With the largest amphibious operation in history underway, the Germans quickly capture the Northeast, including NYC and Boston. The residents try their best to resist, but alas, since the US never became the largest manufacturer and exporter of weaponry, from small-arms to tanks, these brave patriots are completely outclassed by advanced German machinery, most of it built by Ford in its various slave-labor plants in France and the Ukraine.
The Germans, augmented by various contractors hired by American corporations heavily involved in Europe, eventually battle the Americans to a standstill along the Mississippi. The M-Line, as it will come to be called, holds steady as the combined forces of Western Canadians, Americans, and Mexicans (though initially sympathetic to the Germans, the Mexicans are easily convinced by the Americans that they will be nothing more than slave labor should the Germans succeed in eliminating the US) resist further German advance, while at the same time homegrown “terrorists” attack and harass the Germans in their occupied territories.
The Free Territory of the US seizes the North American assets of US corporate collaborators and starts a nascent militarization program using their factories and supply chains. The Chinese, seeing an opportunity for northward expansion into Siberia, launch their own invasion, spooking the Germans into stopping their advance and shuffling forces around to deal with the Chinese threat.

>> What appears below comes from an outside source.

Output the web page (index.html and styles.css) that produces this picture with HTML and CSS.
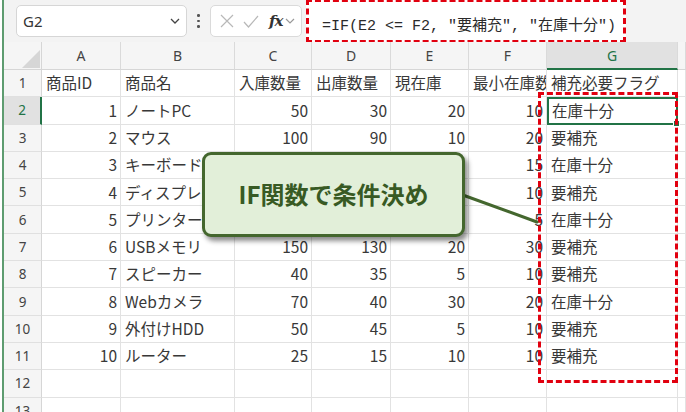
FILE: index.html
```html
<!DOCTYPE html>
<html lang="ja">
<head>
<meta charset="utf-8">
<title>在庫表</title>
<link rel="stylesheet" href="styles.css">
</head>
<body>
<div class="app">
  <div class="toolbar">
    <div class="namebox">
      <span class="name">G2</span>
      <svg class="chev" width="10" height="6" viewBox="0 0 10 6"><path d="M1 1 L5 5 L9 1" fill="none" stroke="#444" stroke-width="1.3"/></svg>
    </div>
    <div class="dots"><span></span><span></span><span></span></div>
    <div class="fxbox">
      <svg width="14" height="14" viewBox="0 0 14 14"><path d="M1 1 L13 13 M13 1 L1 13" stroke="#b8b8b8" stroke-width="1.2" fill="none"/></svg>
      <svg width="16" height="13" viewBox="0 0 16 13"><path d="M1 7 L5.5 12 L15 1" stroke="#b8b8b8" stroke-width="1.2" fill="none"/></svg>
      <span class="fx">fx</span>
      <svg width="10" height="6" viewBox="0 0 10 6"><path d="M1 1 L5 5 L9 1" fill="none" stroke="#999" stroke-width="1.2"/></svg>
    </div>
    <div class="formula">=IF(E2 &lt;= F2, "要補充", "在庫十分")</div>
  </div>

  <div class="sheet">
    <div class="corner"><svg width="22" height="20" viewBox="0 0 22 20"><path d="M21 1 L21 19 L3 19 Z" fill="#d6d6d6"/></svg></div>
    <div class="ch">A</div><div class="ch">B</div><div class="ch">C</div><div class="ch">D</div><div class="ch">E</div><div class="ch">F</div><div class="ch ch-sel">G</div><div class="ch"></div>

    <div class="rh">1</div><div class="c">商品ID</div><div class="c">商品名</div><div class="c">入庫数量</div><div class="c">出庫数量</div><div class="c">現在庫</div><div class="c">最小在庫数</div><div class="c">補充必要フラグ</div><div class="c"></div>

    <div class="rh rh-sel">2</div><div class="c n">1</div><div class="c">ノートPC</div><div class="c n">50</div><div class="c n">30</div><div class="c n">20</div><div class="c n">10</div><div class="c sel">在庫十分</div><div class="c"></div>

    <div class="rh">3</div><div class="c n">2</div><div class="c">マウス</div><div class="c n">100</div><div class="c n">90</div><div class="c n">10</div><div class="c n">20</div><div class="c">要補充</div><div class="c"></div>

    <div class="rh">4</div><div class="c n">3</div><div class="c">キーボード</div><div class="c n">80</div><div class="c n">50</div><div class="c n">30</div><div class="c n">15</div><div class="c">在庫十分</div><div class="c"></div>

    <div class="rh">5</div><div class="c n">4</div><div class="c">ディスプレイ</div><div class="c n">30</div><div class="c n">25</div><div class="c n">5</div><div class="c n">10</div><div class="c">要補充</div><div class="c"></div>

    <div class="rh">6</div><div class="c n">5</div><div class="c">プリンター</div><div class="c n">20</div><div class="c n">10</div><div class="c n">10</div><div class="c n">5</div><div class="c">在庫十分</div><div class="c"></div>

    <div class="rh">7</div><div class="c n">6</div><div class="c">USBメモリ</div><div class="c n">150</div><div class="c n">130</div><div class="c n">20</div><div class="c n">30</div><div class="c">要補充</div><div class="c"></div>

    <div class="rh">8</div><div class="c n">7</div><div class="c">スピーカー</div><div class="c n">40</div><div class="c n">35</div><div class="c n">5</div><div class="c n">10</div><div class="c">要補充</div><div class="c"></div>

    <div class="rh">9</div><div class="c n">8</div><div class="c">Webカメラ</div><div class="c n">70</div><div class="c n">40</div><div class="c n">30</div><div class="c n">20</div><div class="c">在庫十分</div><div class="c"></div>

    <div class="rh">10</div><div class="c n">9</div><div class="c">外付けHDD</div><div class="c n">50</div><div class="c n">45</div><div class="c n">5</div><div class="c n">10</div><div class="c">要補充</div><div class="c"></div>

    <div class="rh">11</div><div class="c n">10</div><div class="c">ルーター</div><div class="c n">25</div><div class="c n">15</div><div class="c n">10</div><div class="c n">10</div><div class="c">要補充</div><div class="c"></div>

    <div class="rh">12</div><div class="c"></div><div class="c"></div><div class="c"></div><div class="c"></div><div class="c"></div><div class="c"></div><div class="c"></div><div class="c"></div>

    <div class="rh">13</div><div class="c"></div><div class="c"></div><div class="c"></div><div class="c"></div><div class="c"></div><div class="c"></div><div class="c"></div><div class="c"></div>
  </div>

  <div class="col-mark"></div>
  <svg class="pointer" width="686" height="412" viewBox="0 0 686 412"><line x1="460" y1="194" x2="537" y2="222" stroke="#44672e" stroke-width="3" stroke-linecap="round"/></svg>
  <div class="callout">IF関数で条件決め</div>
</div>
</body>
</html>
```

FILE: styles.css
```css
* { box-sizing: border-box; }
html, body { margin: 0; padding: 0; }
body {
  width: 686px;
  height: 412px;
  overflow: hidden;
  background: #ffffff;
  font-family: "Noto Sans CJK JP", "Noto Sans", sans-serif;
  color: #333;
}
.app {
  position: relative;
  margin-left: 2px;
  border-left: 2px solid #5e9c70;
  height: 412px;
  background: #ffffff;
}
.toolbar {
  height: 42px;
  background: #f3f3f3;
  display: flex;
  align-items: flex-start;
  padding-top: 5px;
}
.namebox {
  margin-left: 12px;
  width: 171px;
  height: 32px;
  background: #fff;
  border: 1px solid #d6d6d6;
  border-radius: 5px;
  display: flex;
  align-items: center;
  justify-content: space-between;
  padding: 0 6px 0 6px;
}
.name {
  font-family: "Noto Sans", "Open Sans", sans-serif;
  font-size: 15px;
  color: #333;
}
.dots {
  width: 23px;
  height: 32px;
  display: flex;
  flex-direction: column;
  align-items: center;
  justify-content: center;
  gap: 3px;
}
.dots span {
  width: 2.5px;
  height: 2.5px;
  background: #555;
  border-radius: 50%;
}
.fxbox {
  width: 92px;
  height: 32px;
  background: #fff;
  border: 1px solid #dadada;
  border-radius: 5px;
  display: flex;
  align-items: center;
  padding-left: 9px;
  gap: 9px;
}
.fx {
  font-family: "DejaVu Serif", "Liberation Serif", serif;
  font-style: italic;
  font-weight: bold;
  font-size: 15px;
  color: #333;
  margin-left: 1px;
  margin-right: -6px;
  letter-spacing: -1px;
}
.formula {
  margin-left: 4px;
  margin-top: -6px;
  width: 320px;
  height: 44px;
  background: #fff;
  border: 3px dashed #e1000f;
  display: flex;
  align-items: center;
  padding: 6px 0 0 13px;
  font-family: "Liberation Mono", "Noto Sans CJK JP", monospace;
  font-size: 15px;
  color: #2a2a2a;
  white-space: nowrap;
}
.sheet {
  display: grid;
  grid-template-columns: 38px 79px 114px 77px 79px 78px 78px 131px 8px;
  grid-template-rows: 28px repeat(13, 27.3px);
}
.corner {
  background: #f5f5f5;
  border-right: 1px solid #d6d6d6;
  border-bottom: 1px solid #d6d6d6;
  display: flex;
  align-items: flex-end;
  justify-content: flex-end;
}
.ch {
  background: #f5f5f5;
  border-right: 1px solid #dadada;
  border-bottom: 1px solid #d6d6d6;
  display: flex;
  align-items: center;
  justify-content: center;
  font-family: "Noto Sans", "Open Sans", sans-serif;
  font-size: 14px;
  color: #444;
}
.ch-sel {
  background: #e1e1e1;
  color: #217346;
  border-bottom: 2px solid #217346;
}
.rh {
  background: #f5f5f5;
  border-right: 1px solid #d6d6d6;
  border-bottom: 1px solid #e0e0e0;
  display: flex;
  align-items: center;
  justify-content: center;
  font-family: "Noto Sans", "Open Sans", sans-serif;
  font-size: 13.5px;
  color: #444;
}
.rh-sel {
  background: #e1e1e1;
  color: #217346;
  border-right: 2px solid #217346;
}
.c {
  border-right: 1px solid #e2e2e2;
  border-bottom: 1px solid #e2e2e2;
  display: flex;
  align-items: center;
  padding: 0 3px 0 4px;
  font-size: 15.5px;
  line-height: 1;
  white-space: nowrap;
  overflow: hidden;
  color: #383838;
}
.n { justify-content: flex-end; }
.sel {
  position: relative;
  overflow: visible;
  outline: 2px solid #217346;
  outline-offset: -2px;
  padding-left: 5px;
}
.sel::after {
  content: "";
  position: absolute;
  right: -3px;
  bottom: -3px;
  width: 5px;
  height: 5px;
  background: #217346;
  border: 1px solid #fff;
}
.col-mark {
  position: absolute;
  left: 534px;
  top: 92px;
  width: 140px;
  height: 291px;
  border: 3px dashed #e1000f;
  pointer-events: none;
}
.pointer {
  position: absolute;
  left: -4px;
  top: 0;
}
.callout {
  position: absolute;
  left: 198px;
  top: 152px;
  width: 263px;
  height: 85px;
  background: #e2efd9;
  border: 3px solid #44672e;
  border-radius: 9px;
  box-shadow: 3px 4px 5px rgba(0, 0, 0, 0.45);
  display: flex;
  align-items: center;
  justify-content: center;
  font-family: "Noto Sans CJK JP", sans-serif;
  font-weight: 700;
  font-size: 24px;
  color: #385a24;
  padding-bottom: 3px;
}
```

This is the world the Nimitz finds itself in, not back to 1980 where it began its strange voyage, but the winter of 1957. The crew of the Nimitz knows nothing of the events just described, but they quickly discover that Nazi Germany not only won WWII, but has cleaved the US in two and is the only country with nuclear weapons. They also realize that they are the most advanced warship in the world with the most advanced aircraft and technology, as well as the only other power with nuclear weapons. And they are their country’s last, best hope for victory. Roll credits, greenlight the sequel.